The Odyssey is a coded sea chart containing hidden knowledge…
His research is meticulous, his hypothesis compelling. But how sure is he of its validity? “ Back in the Bronze Age tin was of as much strategic value as oil is today,” he says. “I am convinced that the cause of the Trojan War was not the abduction of Helen, but a power struggle over tin. “
For him, the new shield of Achilles has been the key to everything. “The Odyssey is a coded sea chart containing hidden knowledge about how to sail on the Atlantic Ocean for weeks without instruments. Perhaps it was also a trading route in those early days.

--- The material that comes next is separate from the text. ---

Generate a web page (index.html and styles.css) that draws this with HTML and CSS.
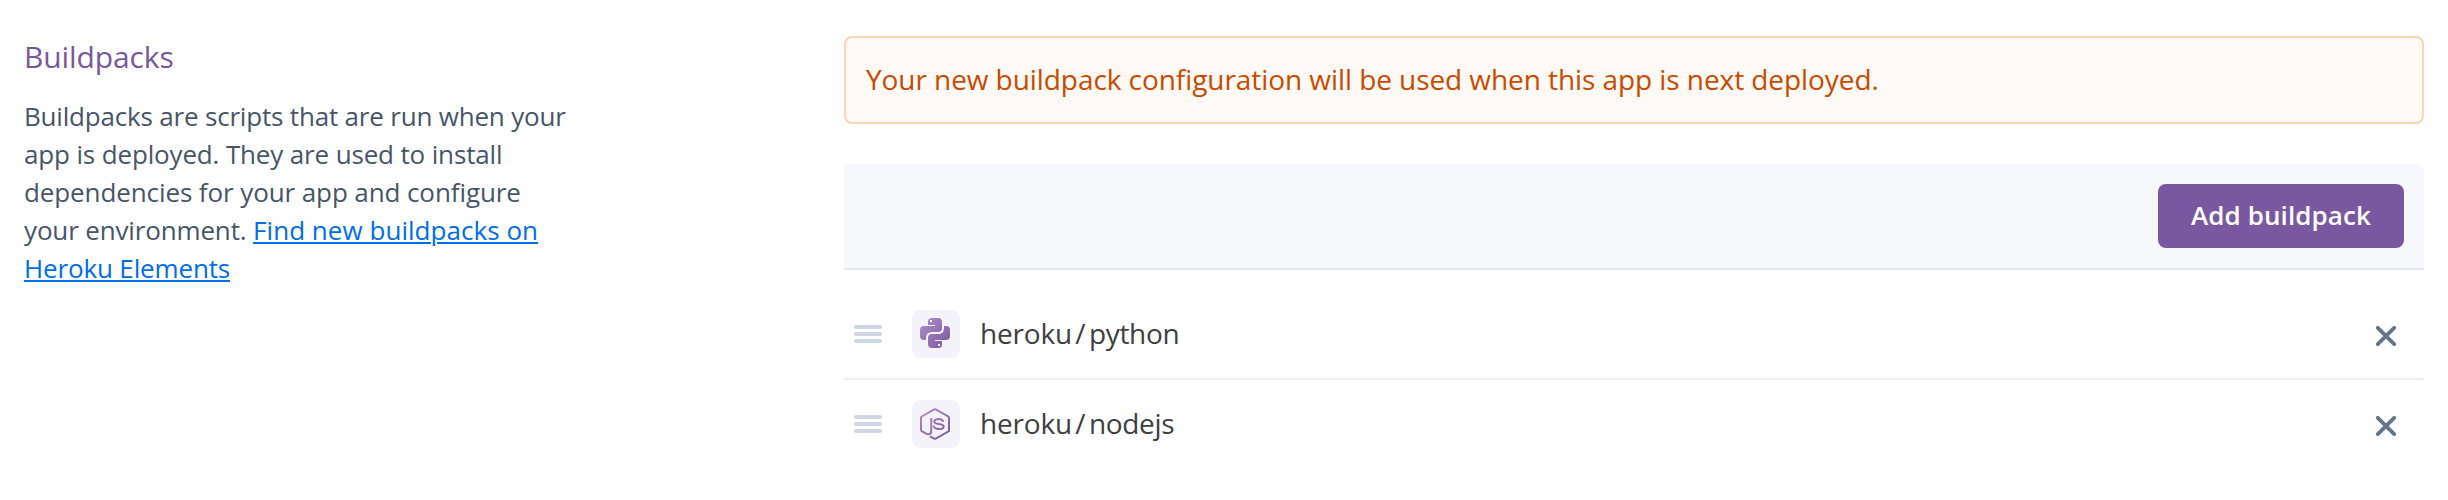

I read a book recently by Robert Macfarlane called The Old Ways. He says that on land there are paths that have been used for centuries, perhaps millenia. This is also true of the sea, where there are sea lanes — routes determined by prevailing wind directions and currents — some dating back to the Stone Age. The problem is that unlike land, the sea leaves no trace.”
The quest for the real Troy has been Henk van Oosten’s own Odyssey, taking him around the world while making interesting new friends and new connections along the way. He has even written a fascinating book about his hypothesis: The Trojan Tin War and Odysseus’ Ocean Route, so far only in Dutch with an English summary, although an English version is in the pipeline.
Has he now reached his own “home port”?
On the contrary, he thinks his research is just the beginning and hopes it will open up debate. “I wanted to leave old ideas behind and introduce a new perspective, an alternative approach using current knowledge and technology,” he says. “ You know, I once used to explain my job to people using author Jeanette Winterson’s description of metaphor. She wrote that a metaphor is ‘…that which is carried above the literalness of life… a way of thinking that avoids the problems of gravity…’ In tackling this ancient myth I tried to do that. To use this free way of thinking as well as my own experience as a reader, traveller, sailor and innovation expert. I didn’t expect it to lead to this conclusion, but I do feel I’m onto something important.”